Note how many lines contain "components" and give that number, with nothing else.

# Dataset extract start

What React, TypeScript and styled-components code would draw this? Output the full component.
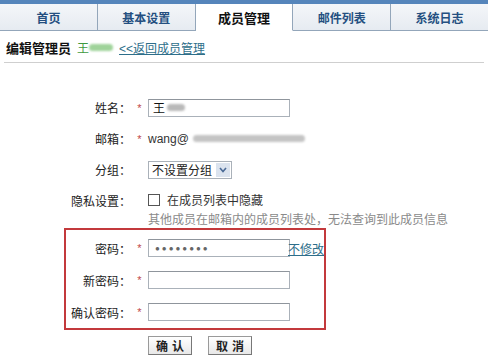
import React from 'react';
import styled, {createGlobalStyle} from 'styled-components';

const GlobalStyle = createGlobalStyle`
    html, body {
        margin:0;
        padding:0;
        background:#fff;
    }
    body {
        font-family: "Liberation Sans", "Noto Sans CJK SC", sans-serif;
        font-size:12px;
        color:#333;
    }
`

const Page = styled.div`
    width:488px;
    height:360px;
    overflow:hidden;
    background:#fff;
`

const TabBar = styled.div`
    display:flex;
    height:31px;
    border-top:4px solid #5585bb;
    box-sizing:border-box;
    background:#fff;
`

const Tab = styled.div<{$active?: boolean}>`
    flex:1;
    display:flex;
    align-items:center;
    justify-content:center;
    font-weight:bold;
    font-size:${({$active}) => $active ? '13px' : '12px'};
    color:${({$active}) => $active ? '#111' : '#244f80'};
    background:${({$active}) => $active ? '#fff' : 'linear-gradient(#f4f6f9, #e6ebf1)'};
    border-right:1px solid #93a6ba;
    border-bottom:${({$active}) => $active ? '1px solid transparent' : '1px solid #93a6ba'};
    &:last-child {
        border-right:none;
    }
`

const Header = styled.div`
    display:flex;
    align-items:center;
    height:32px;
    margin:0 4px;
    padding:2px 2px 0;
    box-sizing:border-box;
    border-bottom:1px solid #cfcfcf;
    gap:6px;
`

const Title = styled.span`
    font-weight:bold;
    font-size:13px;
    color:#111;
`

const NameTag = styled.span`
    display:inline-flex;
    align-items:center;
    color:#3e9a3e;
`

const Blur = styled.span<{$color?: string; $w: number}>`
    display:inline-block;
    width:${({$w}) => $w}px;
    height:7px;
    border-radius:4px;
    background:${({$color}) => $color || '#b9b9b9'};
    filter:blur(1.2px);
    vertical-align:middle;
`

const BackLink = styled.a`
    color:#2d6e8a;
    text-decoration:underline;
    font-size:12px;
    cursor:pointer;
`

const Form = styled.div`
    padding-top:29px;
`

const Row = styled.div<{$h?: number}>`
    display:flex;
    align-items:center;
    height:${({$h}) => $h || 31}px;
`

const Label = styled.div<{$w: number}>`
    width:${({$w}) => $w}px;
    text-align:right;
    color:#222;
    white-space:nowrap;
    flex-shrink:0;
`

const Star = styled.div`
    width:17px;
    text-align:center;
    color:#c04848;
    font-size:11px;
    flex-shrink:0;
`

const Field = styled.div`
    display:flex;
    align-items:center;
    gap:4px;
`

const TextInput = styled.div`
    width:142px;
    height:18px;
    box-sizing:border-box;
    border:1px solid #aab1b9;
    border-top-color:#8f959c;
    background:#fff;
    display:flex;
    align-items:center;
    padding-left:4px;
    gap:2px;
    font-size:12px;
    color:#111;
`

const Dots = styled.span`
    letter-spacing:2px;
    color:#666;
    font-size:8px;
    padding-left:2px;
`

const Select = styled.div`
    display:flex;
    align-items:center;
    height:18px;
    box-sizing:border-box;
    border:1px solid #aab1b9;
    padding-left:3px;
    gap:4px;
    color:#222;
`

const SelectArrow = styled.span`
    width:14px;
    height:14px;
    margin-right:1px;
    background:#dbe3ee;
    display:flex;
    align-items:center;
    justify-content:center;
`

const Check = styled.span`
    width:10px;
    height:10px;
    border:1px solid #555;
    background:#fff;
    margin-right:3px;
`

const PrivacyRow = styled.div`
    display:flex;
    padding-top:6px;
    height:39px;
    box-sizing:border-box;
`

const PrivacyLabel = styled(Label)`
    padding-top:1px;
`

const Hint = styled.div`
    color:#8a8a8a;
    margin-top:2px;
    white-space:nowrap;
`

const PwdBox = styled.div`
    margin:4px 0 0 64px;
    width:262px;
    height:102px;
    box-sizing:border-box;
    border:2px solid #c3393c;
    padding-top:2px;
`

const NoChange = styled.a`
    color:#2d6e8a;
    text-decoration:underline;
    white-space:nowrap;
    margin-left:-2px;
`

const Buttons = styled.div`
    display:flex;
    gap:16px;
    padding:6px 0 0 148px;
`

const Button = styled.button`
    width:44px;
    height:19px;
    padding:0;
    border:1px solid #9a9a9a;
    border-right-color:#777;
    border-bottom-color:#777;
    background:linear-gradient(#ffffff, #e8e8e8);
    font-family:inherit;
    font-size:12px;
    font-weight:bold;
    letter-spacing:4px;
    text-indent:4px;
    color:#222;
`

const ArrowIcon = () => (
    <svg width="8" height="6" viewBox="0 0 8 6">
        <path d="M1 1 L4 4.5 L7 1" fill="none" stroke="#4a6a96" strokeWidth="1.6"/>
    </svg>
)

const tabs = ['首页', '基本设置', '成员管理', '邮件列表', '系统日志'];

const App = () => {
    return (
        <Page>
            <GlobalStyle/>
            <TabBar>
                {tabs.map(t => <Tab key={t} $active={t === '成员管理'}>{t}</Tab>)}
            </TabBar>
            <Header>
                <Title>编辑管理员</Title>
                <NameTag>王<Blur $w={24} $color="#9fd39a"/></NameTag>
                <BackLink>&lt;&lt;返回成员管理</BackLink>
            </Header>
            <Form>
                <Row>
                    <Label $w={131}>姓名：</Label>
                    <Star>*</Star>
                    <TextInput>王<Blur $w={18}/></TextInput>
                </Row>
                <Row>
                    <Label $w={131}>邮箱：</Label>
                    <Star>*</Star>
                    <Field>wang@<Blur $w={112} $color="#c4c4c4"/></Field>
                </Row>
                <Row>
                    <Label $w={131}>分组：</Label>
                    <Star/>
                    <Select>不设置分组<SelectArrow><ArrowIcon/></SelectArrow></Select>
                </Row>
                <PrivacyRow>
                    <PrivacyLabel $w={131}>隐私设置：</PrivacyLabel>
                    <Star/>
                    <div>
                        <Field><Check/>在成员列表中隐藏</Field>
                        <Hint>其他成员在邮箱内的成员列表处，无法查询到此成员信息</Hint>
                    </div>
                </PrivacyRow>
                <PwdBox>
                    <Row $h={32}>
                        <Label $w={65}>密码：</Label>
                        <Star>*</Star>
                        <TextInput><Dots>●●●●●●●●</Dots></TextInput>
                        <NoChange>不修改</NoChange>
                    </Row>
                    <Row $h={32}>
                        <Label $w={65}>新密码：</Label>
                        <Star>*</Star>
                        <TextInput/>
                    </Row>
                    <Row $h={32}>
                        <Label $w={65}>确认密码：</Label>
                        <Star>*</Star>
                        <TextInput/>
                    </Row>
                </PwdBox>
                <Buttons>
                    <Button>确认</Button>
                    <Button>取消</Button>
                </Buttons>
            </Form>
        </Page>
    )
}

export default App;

# Dataset extract end

* Final answer *
2